▸ Material
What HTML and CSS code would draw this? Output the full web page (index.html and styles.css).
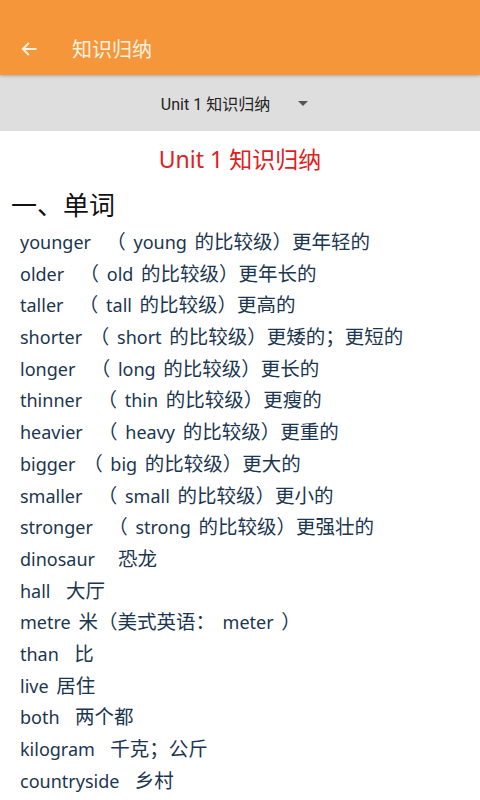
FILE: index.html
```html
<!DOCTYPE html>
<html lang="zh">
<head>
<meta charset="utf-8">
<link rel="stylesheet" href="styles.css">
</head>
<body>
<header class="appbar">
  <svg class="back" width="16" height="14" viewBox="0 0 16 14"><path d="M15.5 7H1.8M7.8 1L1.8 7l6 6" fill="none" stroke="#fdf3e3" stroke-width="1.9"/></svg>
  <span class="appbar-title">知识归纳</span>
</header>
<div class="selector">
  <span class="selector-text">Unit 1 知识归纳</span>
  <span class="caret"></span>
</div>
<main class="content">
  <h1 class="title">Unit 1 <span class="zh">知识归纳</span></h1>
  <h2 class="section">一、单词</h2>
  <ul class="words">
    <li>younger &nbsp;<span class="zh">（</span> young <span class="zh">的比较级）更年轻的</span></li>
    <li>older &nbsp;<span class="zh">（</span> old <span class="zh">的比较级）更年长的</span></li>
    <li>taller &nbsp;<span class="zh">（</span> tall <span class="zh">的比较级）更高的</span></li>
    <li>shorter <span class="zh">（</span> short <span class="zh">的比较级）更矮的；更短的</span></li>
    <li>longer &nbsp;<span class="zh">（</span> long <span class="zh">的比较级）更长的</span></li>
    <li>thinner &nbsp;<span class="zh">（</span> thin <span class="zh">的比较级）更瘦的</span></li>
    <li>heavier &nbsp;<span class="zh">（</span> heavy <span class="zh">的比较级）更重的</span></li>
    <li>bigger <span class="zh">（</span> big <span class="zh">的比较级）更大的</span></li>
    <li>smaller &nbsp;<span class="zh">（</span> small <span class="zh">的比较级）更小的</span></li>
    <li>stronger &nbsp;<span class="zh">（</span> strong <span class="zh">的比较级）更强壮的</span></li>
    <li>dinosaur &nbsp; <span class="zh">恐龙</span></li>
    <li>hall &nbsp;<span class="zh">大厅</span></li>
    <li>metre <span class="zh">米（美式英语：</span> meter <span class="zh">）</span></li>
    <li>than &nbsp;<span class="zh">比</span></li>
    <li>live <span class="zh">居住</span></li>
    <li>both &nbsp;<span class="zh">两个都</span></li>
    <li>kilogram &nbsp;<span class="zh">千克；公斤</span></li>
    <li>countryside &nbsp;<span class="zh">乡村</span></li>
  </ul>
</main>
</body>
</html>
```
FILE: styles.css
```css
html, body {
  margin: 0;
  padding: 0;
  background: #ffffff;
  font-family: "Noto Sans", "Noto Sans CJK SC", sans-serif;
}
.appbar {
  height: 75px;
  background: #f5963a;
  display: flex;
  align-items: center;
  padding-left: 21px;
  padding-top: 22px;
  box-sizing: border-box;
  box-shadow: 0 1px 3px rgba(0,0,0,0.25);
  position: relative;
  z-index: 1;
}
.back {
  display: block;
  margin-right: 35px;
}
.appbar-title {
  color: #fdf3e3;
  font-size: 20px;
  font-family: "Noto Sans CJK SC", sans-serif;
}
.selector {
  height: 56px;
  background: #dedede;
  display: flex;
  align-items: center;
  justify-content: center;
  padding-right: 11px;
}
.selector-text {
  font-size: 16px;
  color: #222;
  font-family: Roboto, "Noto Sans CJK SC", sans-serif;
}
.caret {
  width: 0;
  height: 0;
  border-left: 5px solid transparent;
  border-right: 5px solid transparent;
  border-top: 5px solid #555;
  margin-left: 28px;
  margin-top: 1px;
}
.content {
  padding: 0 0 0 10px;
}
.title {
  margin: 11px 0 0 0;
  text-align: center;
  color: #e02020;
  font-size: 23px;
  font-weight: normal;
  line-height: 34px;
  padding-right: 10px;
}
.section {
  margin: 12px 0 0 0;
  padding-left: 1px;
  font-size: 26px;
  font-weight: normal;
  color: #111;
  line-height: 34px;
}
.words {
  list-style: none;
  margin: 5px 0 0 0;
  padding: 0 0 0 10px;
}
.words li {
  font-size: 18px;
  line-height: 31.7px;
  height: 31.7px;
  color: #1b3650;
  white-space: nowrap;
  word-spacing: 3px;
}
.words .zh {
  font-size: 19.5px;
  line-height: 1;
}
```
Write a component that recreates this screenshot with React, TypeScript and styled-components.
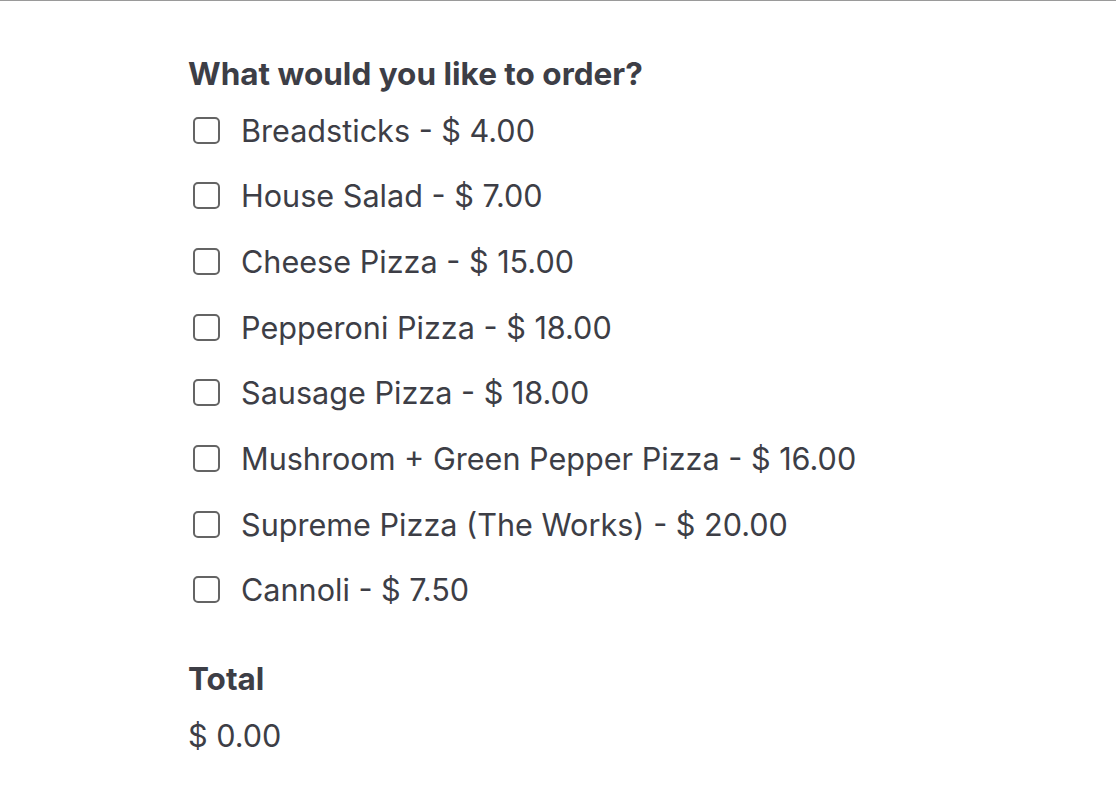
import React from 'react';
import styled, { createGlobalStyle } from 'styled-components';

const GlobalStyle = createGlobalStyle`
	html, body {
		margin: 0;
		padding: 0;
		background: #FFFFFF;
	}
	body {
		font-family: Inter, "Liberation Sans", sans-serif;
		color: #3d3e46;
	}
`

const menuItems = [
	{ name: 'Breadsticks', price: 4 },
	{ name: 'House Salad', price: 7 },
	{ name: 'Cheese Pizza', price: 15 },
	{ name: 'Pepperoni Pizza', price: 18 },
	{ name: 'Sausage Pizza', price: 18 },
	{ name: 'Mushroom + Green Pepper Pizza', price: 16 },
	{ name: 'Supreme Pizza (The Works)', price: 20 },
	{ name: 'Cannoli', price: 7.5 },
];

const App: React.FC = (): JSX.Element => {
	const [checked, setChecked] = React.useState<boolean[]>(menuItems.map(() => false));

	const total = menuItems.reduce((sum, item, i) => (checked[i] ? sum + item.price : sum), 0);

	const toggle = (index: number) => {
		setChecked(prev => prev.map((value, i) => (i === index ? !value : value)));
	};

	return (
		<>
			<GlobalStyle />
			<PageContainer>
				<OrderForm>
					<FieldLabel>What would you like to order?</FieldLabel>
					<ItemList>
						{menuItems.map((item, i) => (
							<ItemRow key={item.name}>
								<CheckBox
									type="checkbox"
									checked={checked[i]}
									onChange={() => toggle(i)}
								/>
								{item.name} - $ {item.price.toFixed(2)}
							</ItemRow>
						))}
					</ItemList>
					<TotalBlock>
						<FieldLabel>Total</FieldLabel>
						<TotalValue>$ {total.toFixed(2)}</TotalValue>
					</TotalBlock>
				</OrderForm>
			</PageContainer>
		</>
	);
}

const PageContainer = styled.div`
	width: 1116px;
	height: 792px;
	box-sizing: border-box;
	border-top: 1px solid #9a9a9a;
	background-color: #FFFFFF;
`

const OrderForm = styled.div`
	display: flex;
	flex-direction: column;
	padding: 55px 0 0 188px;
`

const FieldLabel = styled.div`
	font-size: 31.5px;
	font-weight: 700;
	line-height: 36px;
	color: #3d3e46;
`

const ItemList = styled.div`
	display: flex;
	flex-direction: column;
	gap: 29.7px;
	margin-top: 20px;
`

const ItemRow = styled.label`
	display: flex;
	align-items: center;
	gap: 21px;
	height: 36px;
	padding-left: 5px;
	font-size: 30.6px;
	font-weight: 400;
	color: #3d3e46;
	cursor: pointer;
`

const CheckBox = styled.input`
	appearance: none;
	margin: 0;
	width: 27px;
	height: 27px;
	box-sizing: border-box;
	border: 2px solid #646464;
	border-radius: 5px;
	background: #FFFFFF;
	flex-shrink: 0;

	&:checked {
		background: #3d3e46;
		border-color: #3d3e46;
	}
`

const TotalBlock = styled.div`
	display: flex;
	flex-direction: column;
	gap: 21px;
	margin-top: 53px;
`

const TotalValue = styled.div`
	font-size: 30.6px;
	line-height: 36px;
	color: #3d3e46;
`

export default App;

▸ What you have to do
Without the pictures, copy the material exactly as given.

▸ Answer for the task
What HTML and CSS code would draw this? Output the full web page (index.html and styles.css).
FILE: index.html
```html
<!DOCTYPE html>
<html lang="zh">
<head>
<meta charset="utf-8">
<link rel="stylesheet" href="styles.css">
</head>
<body>
<header class="appbar">
  <svg class="back" width="16" height="14" viewBox="0 0 16 14"><path d="M15.5 7H1.8M7.8 1L1.8 7l6 6" fill="none" stroke="#fdf3e3" stroke-width="1.9"/></svg>
  <span class="appbar-title">知识归纳</span>
</header>
<div class="selector">
  <span class="selector-text">Unit 1 知识归纳</span>
  <span class="caret"></span>
</div>
<main class="content">
  <h1 class="title">Unit 1 <span class="zh">知识归纳</span></h1>
  <h2 class="section">一、单词</h2>
  <ul class="words">
    <li>younger &nbsp;<span class="zh">（</span> young <span class="zh">的比较级）更年轻的</span></li>
    <li>older &nbsp;<span class="zh">（</span> old <span class="zh">的比较级）更年长的</span></li>
    <li>taller &nbsp;<span class="zh">（</span> tall <span class="zh">的比较级）更高的</span></li>
    <li>shorter <span class="zh">（</span> short <span class="zh">的比较级）更矮的；更短的</span></li>
    <li>longer &nbsp;<span class="zh">（</span> long <span class="zh">的比较级）更长的</span></li>
    <li>thinner &nbsp;<span class="zh">（</span> thin <span class="zh">的比较级）更瘦的</span></li>
    <li>heavier &nbsp;<span class="zh">（</span> heavy <span class="zh">的比较级）更重的</span></li>
    <li>bigger <span class="zh">（</span> big <span class="zh">的比较级）更大的</span></li>
    <li>smaller &nbsp;<span class="zh">（</span> small <span class="zh">的比较级）更小的</span></li>
    <li>stronger &nbsp;<span class="zh">（</span> strong <span class="zh">的比较级）更强壮的</span></li>
    <li>dinosaur &nbsp; <span class="zh">恐龙</span></li>
    <li>hall &nbsp;<span class="zh">大厅</span></li>
    <li>metre <span class="zh">米（美式英语：</span> meter <span class="zh">）</span></li>
    <li>than &nbsp;<span class="zh">比</span></li>
    <li>live <span class="zh">居住</span></li>
    <li>both &nbsp;<span class="zh">两个都</span></li>
    <li>kilogram &nbsp;<span class="zh">千克；公斤</span></li>
    <li>countryside &nbsp;<span class="zh">乡村</span></li>
  </ul>
</main>
</body>
</html>
```
FILE: styles.css
```css
html, body {
  margin: 0;
  padding: 0;
  background: #ffffff;
  font-family: "Noto Sans", "Noto Sans CJK SC", sans-serif;
}
.appbar {
  height: 75px;
  background: #f5963a;
  display: flex;
  align-items: center;
  padding-left: 21px;
  padding-top: 22px;
  box-sizing: border-box;
  box-shadow: 0 1px 3px rgba(0,0,0,0.25);
  position: relative;
  z-index: 1;
}
.back {
  display: block;
  margin-right: 35px;
}
.appbar-title {
  color: #fdf3e3;
  font-size: 20px;
  font-family: "Noto Sans CJK SC", sans-serif;
}
.selector {
  height: 56px;
  background: #dedede;
  display: flex;
  align-items: center;
  justify-content: center;
  padding-right: 11px;
}
.selector-text {
  font-size: 16px;
  color: #222;
  font-family: Roboto, "Noto Sans CJK SC", sans-serif;
}
.caret {
  width: 0;
  height: 0;
  border-left: 5px solid transparent;
  border-right: 5px solid transparent;
  border-top: 5px solid #555;
  margin-left: 28px;
  margin-top: 1px;
}
.content {
  padding: 0 0 0 10px;
}
.title {
  margin: 11px 0 0 0;
  text-align: center;
  color: #e02020;
  font-size: 23px;
  font-weight: normal;
  line-height: 34px;
  padding-right: 10px;
}
.section {
  margin: 12px 0 0 0;
  padding-left: 1px;
  font-size: 26px;
  font-weight: normal;
  color: #111;
  line-height: 34px;
}
.words {
  list-style: none;
  margin: 5px 0 0 0;
  padding: 0 0 0 10px;
}
.words li {
  font-size: 18px;
  line-height: 31.7px;
  height: 31.7px;
  color: #1b3650;
  white-space: nowrap;
  word-spacing: 3px;
}
.words .zh {
  font-size: 19.5px;
  line-height: 1;
}
```
Write a component that recreates this screenshot with React, TypeScript and styled-components.
import React from 'react';
import styled, { createGlobalStyle } from 'styled-components';

const GlobalStyle = createGlobalStyle`
	html, body {
		margin: 0;
		padding: 0;
		background: #FFFFFF;
	}
	body {
		font-family: Inter, "Liberation Sans", sans-serif;
		color: #3d3e46;
	}
`

const menuItems = [
	{ name: 'Breadsticks', price: 4 },
	{ name: 'House Salad', price: 7 },
	{ name: 'Cheese Pizza', price: 15 },
	{ name: 'Pepperoni Pizza', price: 18 },
	{ name: 'Sausage Pizza', price: 18 },
	{ name: 'Mushroom + Green Pepper Pizza', price: 16 },
	{ name: 'Supreme Pizza (The Works)', price: 20 },
	{ name: 'Cannoli', price: 7.5 },
];

const App: React.FC = (): JSX.Element => {
	const [checked, setChecked] = React.useState<boolean[]>(menuItems.map(() => false));

	const total = menuItems.reduce((sum, item, i) => (checked[i] ? sum + item.price : sum), 0);

	const toggle = (index: number) => {
		setChecked(prev => prev.map((value, i) => (i === index ? !value : value)));
	};

	return (
		<>
			<GlobalStyle />
			<PageContainer>
				<OrderForm>
					<FieldLabel>What would you like to order?</FieldLabel>
					<ItemList>
						{menuItems.map((item, i) => (
							<ItemRow key={item.name}>
								<CheckBox
									type="checkbox"
									checked={checked[i]}
									onChange={() => toggle(i)}
								/>
								{item.name} - $ {item.price.toFixed(2)}
							</ItemRow>
						))}
					</ItemList>
					<TotalBlock>
						<FieldLabel>Total</FieldLabel>
						<TotalValue>$ {total.toFixed(2)}</TotalValue>
					</TotalBlock>
				</OrderForm>
			</PageContainer>
		</>
	);
}

const PageContainer = styled.div`
	width: 1116px;
	height: 792px;
	box-sizing: border-box;
	border-top: 1px solid #9a9a9a;
	background-color: #FFFFFF;
`

const OrderForm = styled.div`
	display: flex;
	flex-direction: column;
	padding: 55px 0 0 188px;
`

const FieldLabel = styled.div`
	font-size: 31.5px;
	font-weight: 700;
	line-height: 36px;
	color: #3d3e46;
`

const ItemList = styled.div`
	display: flex;
	flex-direction: column;
	gap: 29.7px;
	margin-top: 20px;
`

const ItemRow = styled.label`
	display: flex;
	align-items: center;
	gap: 21px;
	height: 36px;
	padding-left: 5px;
	font-size: 30.6px;
	font-weight: 400;
	color: #3d3e46;
	cursor: pointer;
`

const CheckBox = styled.input`
	appearance: none;
	margin: 0;
	width: 27px;
	height: 27px;
	box-sizing: border-box;
	border: 2px solid #646464;
	border-radius: 5px;
	background: #FFFFFF;
	flex-shrink: 0;

	&:checked {
		background: #3d3e46;
		border-color: #3d3e46;
	}
`

const TotalBlock = styled.div`
	display: flex;
	flex-direction: column;
	gap: 21px;
	margin-top: 53px;
`

const TotalValue = styled.div`
	font-size: 30.6px;
	line-height: 36px;
	color: #3d3e46;
`

export default App;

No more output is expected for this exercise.